Problem statement: Scan the listing and work out how many lines contain the word "components". Nothing but the number should be given.

────────────────

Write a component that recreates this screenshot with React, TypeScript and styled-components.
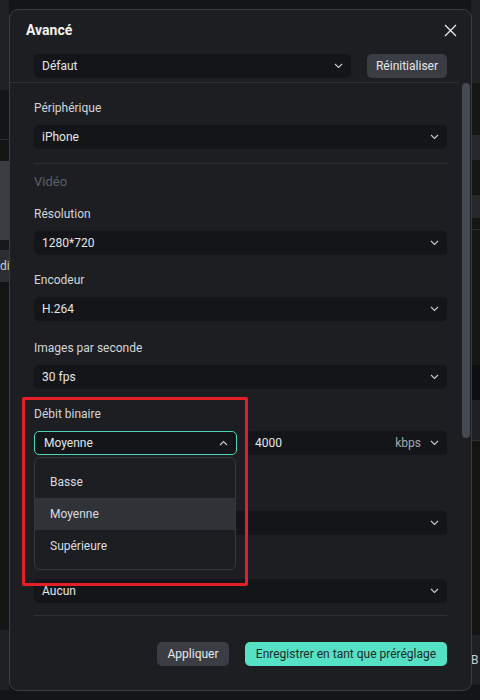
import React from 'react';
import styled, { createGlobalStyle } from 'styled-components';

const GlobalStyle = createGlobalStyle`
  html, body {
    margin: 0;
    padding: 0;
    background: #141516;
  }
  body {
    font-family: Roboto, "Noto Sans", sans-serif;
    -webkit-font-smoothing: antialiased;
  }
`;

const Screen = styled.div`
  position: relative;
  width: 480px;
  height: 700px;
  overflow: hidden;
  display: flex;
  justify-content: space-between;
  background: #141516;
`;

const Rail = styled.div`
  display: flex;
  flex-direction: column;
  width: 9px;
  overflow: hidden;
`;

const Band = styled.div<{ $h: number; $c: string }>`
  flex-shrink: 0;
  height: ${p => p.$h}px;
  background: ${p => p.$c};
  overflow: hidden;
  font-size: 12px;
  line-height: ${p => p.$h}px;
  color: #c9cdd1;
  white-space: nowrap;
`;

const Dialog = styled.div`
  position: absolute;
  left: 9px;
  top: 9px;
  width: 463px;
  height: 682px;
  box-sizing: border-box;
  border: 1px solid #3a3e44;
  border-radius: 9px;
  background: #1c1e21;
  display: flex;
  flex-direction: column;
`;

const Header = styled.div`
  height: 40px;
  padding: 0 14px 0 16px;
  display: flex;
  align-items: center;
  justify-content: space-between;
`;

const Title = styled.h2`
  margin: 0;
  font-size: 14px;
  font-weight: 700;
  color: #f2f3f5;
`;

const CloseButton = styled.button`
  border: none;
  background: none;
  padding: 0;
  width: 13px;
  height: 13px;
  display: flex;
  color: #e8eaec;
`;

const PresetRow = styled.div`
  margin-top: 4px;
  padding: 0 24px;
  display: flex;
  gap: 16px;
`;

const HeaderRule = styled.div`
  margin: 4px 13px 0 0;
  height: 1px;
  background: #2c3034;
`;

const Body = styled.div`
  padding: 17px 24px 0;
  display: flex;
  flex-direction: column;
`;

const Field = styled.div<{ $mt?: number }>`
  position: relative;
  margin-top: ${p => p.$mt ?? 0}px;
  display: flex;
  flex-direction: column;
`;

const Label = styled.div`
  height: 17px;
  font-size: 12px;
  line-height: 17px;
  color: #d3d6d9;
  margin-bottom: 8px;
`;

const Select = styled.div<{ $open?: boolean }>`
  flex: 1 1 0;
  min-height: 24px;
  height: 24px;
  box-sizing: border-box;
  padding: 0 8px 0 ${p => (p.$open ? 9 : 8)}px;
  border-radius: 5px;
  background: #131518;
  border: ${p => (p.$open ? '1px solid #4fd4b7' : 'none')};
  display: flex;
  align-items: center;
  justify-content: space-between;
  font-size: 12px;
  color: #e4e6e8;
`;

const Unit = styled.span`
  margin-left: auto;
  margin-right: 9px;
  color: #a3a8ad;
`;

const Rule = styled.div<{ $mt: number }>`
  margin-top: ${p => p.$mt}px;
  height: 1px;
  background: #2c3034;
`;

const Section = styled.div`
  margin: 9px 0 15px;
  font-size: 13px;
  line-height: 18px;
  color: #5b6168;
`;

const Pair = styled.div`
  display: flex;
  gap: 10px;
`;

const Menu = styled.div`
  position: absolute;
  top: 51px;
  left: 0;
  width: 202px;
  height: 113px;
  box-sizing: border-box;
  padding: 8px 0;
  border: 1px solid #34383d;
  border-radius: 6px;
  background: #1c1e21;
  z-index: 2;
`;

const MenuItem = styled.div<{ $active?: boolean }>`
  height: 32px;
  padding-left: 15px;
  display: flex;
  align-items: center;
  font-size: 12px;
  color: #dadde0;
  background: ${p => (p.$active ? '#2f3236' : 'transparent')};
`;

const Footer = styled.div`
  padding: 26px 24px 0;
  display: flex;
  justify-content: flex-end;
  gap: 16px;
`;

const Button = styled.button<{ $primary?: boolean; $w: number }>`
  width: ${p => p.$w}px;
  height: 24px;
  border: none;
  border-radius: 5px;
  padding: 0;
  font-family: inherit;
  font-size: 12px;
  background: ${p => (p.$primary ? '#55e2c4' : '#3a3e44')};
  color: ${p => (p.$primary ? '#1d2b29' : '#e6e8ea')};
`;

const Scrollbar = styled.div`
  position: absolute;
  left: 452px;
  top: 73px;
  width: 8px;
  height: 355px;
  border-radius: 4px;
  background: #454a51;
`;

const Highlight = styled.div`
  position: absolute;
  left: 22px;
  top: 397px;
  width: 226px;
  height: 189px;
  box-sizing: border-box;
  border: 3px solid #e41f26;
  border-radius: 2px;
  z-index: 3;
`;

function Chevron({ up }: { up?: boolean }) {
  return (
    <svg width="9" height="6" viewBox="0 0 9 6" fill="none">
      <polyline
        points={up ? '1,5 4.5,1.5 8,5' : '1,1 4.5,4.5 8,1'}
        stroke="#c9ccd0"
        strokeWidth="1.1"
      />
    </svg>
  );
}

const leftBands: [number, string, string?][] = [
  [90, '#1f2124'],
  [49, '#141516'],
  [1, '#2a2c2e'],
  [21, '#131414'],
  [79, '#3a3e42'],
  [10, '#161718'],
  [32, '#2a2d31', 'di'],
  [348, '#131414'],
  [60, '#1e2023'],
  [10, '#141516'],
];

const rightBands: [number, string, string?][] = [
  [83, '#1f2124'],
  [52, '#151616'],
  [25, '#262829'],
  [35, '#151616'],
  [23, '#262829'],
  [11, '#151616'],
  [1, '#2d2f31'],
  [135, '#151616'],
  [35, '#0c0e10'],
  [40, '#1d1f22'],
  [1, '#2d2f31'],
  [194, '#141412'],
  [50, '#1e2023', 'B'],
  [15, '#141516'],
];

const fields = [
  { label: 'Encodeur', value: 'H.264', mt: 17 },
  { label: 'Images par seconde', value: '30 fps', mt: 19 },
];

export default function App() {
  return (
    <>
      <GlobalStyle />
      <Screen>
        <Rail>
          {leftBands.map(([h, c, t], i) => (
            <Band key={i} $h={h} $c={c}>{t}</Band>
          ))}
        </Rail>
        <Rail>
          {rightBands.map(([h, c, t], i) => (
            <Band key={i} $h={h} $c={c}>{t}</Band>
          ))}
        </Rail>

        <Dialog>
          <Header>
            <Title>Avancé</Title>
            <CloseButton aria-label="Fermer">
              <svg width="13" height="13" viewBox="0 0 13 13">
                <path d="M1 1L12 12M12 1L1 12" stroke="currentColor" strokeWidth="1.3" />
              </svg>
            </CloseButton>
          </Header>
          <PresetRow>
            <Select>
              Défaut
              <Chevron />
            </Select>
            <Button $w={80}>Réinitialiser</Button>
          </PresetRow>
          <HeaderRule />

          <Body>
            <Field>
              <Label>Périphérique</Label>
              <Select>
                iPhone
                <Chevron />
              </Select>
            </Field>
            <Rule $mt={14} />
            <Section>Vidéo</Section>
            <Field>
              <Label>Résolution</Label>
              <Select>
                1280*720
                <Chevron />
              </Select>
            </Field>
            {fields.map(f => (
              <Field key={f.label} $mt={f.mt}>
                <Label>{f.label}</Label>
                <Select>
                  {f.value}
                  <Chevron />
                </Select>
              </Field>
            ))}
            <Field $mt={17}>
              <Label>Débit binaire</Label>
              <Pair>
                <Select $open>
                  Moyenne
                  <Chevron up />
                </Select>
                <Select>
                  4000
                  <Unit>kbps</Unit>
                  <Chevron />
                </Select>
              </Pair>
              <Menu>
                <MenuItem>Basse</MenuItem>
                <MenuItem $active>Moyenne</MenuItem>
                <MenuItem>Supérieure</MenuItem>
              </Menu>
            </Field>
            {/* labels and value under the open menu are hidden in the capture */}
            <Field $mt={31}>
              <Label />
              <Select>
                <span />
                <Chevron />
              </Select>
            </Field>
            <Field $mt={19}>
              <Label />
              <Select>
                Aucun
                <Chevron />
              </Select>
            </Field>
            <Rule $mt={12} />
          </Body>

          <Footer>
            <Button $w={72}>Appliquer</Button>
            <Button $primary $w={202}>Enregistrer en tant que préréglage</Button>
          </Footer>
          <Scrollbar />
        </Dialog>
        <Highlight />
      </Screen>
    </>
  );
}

────────────────

Exercise result: 2